- Ahmadabad Location within Iran
- Coordinates: 35°59′30″N 59°02′57″E﻿ / ﻿35.99167°N 59.04917°E
- Country: Iran
- Province: Razavi Khorasan
- County: Zeberkhan
- District: Eshaqabad
- Rural District: Heshmatiyeh

Population (2016)
- • Total: 327
- Time zone: UTC+3:30 (IRST)

= Ahmadabad, Zeberkhan =

Village in Razavi Khorasan province, Iran

Ahmadabad (احمداباد) (Note: Also romanized as Aḩmadābād) is a village in Heshmatiyeh Rural District of Eshaqabad District in Zeberkhan County, Razavi Khorasan province, Iran.

==Demographics==
===Population===
At the time of the 2006 National Census, the village's population was 260 in 70 households, when it was in Eshaqabad Rural District of the former Zeberkhan District in Nishapur County.
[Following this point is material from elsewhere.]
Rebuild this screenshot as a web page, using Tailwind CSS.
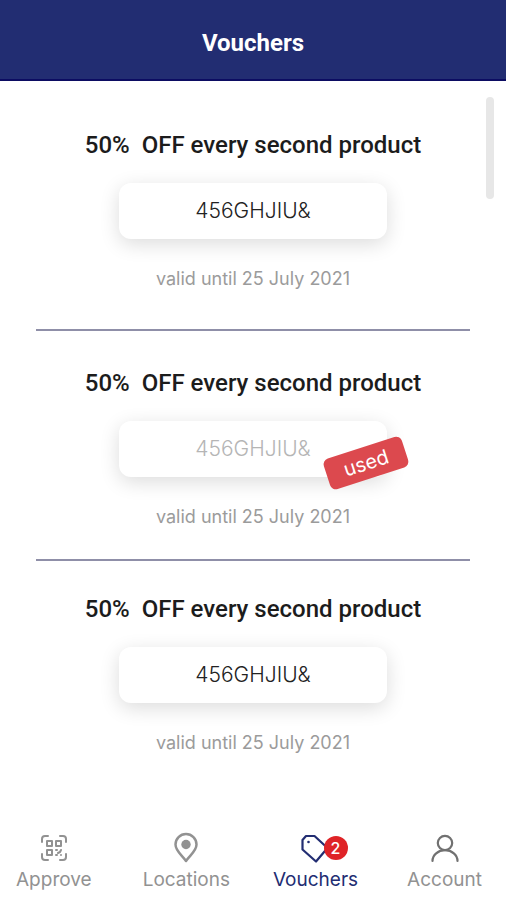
<!DOCTYPE html>
<html lang="en">
<head>
  <meta charset="UTF-8">
  <meta name="viewport" content="width=device-width, initial-scale=1.0">
  <title>Vouchers</title>
  <script src="https://cdn.jsdelivr.net/npm/@tailwindcss/browser@4"></script>
</head>
<body class="bg-white font-['Inter',sans-serif]">
  <div class="flex min-h-screen flex-col">
    <header class="border-b-2 border-[#0c0c62] bg-[#222d72] pt-[29px] pb-[22px] text-center">
      <h1 class="font-['Roboto',sans-serif] text-2xl leading-7 font-bold text-white">Vouchers</h1>
    </header>

    <main class="relative flex-1 px-9 text-center">
      <!-- Scroll indicator -->
      <div class="absolute top-4 right-3 h-[102px] w-2 rounded-full bg-[#e7e7e7]" aria-hidden="true"></div>

      <section class="border-b-2 border-[#8f8fa8] pt-[50px] pb-[38px]">
        <h2 class="font-['Roboto',sans-serif] text-2xl leading-7 font-medium text-[#1c1c1c]">50%&nbsp; OFF every second product</h2>
        <p class="mx-auto mt-6 w-[268px] rounded-xl bg-white py-3.5 text-[21px] leading-7 font-light text-[#222] shadow-[0_5px_20px_rgba(0,0,0,0.14)]">456GHJIU&amp;</p>
        <p class="mt-7 text-lg leading-6 text-[#9b9b9b]">valid until 25 July 2021</p>
      </section>

      <section class="border-b-2 border-[#8f8fa8] pt-[38px] pb-[30px]">
        <h2 class="font-['Roboto',sans-serif] text-2xl leading-7 font-medium text-[#1c1c1c]">50%&nbsp; OFF every second product</h2>
        <div class="relative mx-auto mt-6 w-[268px]">
          <p class="rounded-xl bg-white py-3.5 text-[21px] leading-7 font-light text-[#b5b5b5] shadow-[0_5px_20px_rgba(0,0,0,0.14)]">456GHJIU&amp;</p>
          <span class="absolute top-[26px] -right-5 w-[82px] -rotate-18 rounded-md bg-[#dc494e] text-xl leading-8 text-white">used</span>
        </div>
        <p class="mt-7 text-lg leading-6 text-[#9b9b9b]">valid until 25 July 2021</p>
      </section>

      <section class="pt-[34px] pb-8">
        <h2 class="font-['Roboto',sans-serif] text-2xl leading-7 font-medium text-[#1c1c1c]">50%&nbsp; OFF every second product</h2>
        <p class="mx-auto mt-6 w-[268px] rounded-xl bg-white py-3.5 text-[21px] leading-7 font-light text-[#222] shadow-[0_5px_20px_rgba(0,0,0,0.14)]">456GHJIU&amp;</p>
        <p class="mt-7 text-lg leading-6 text-[#9b9b9b]">valid until 25 July 2021</p>
      </section>
    </main>

    <nav class="flex justify-between pr-6 pb-2 pl-4 text-[19px] leading-6 text-[#929292]">
      <a href="#" class="mr-2 flex flex-col items-center gap-1">
        <svg class="h-8 w-8" viewBox="0 0 32 32" fill="none" stroke="currentColor" stroke-width="2" stroke-linecap="round" stroke-linejoin="round">
          <path d="M4 10V7q0-3 3-3h3M22 4h3q3 0 3 3v3M28 22v3q0 3-3 3h-3M10 28H7q-3 0-3-3v-3"/>
          <path d="M9 9h5v5H9zM18 9h5v5h-5zM9 18h5v5H9z"/>
          <path d="M18 18h1M23 18l-1 2-2 1M18 23h1M23 23v0"/>
        </svg>
        Approve
      </a>
      <a href="#" class="flex flex-col items-center gap-1">
        <svg class="h-8 w-8" viewBox="0 0 32 32">
          <path d="M16 29C12 23 5.500 19 5.500 12.500a10.500 10.500 0 0 1 21 0C26.500 19 20 23 16 29z" fill="none" stroke="currentColor" stroke-width="2.500" stroke-linejoin="round"/>
          <circle cx="16" cy="12.500" r="4.700" fill="currentColor"/>
        </svg>
        Locations
      </a>
      <a href="#" class="flex flex-col items-center gap-1 text-[#222d72]" aria-current="page">
        <span class="relative">
          <svg class="h-8 w-8" viewBox="0 0 32 32" fill="none" stroke="currentColor" stroke-width="2.200" stroke-linejoin="round">
            <path d="M6 4h8.500L27.500 16 16 29.500 2.500 17.500V8z"/>
            <circle cx="8.500" cy="10" r="1.300" fill="currentColor" stroke="none"/>
          </svg>
          <span class="absolute top-1 -right-4 h-6 w-6 rounded-full bg-[#df2327] text-center text-base leading-6 font-medium text-white">2</span>
        </span>
        Vouchers
      </a>
      <a href="#" class="ml-1.5 flex flex-col items-center gap-1">
        <svg class="h-8 w-8 text-[#717171]" viewBox="0 0 32 32" fill="none" stroke="currentColor" stroke-width="2.200" stroke-linecap="round">
          <circle cx="16" cy="11" r="7.200"/>
          <path d="M3.500 29a12.500 10.800 0 0 1 25 0"/>
        </svg>
        Account
      </a>
    </nav>
  </div>
</body>
</html>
The following census in 2011 counted 290 people in 84 households. The 2016 census measured the population of the village as 327 people in 96 households.

In 2020, the district was separated from the county in the establishment of Zeberkhan County. The rural district was transferred to the new Eshaqabad District, and Ahmadabad was transferred to Heshmatiyeh Rural District created in the same district.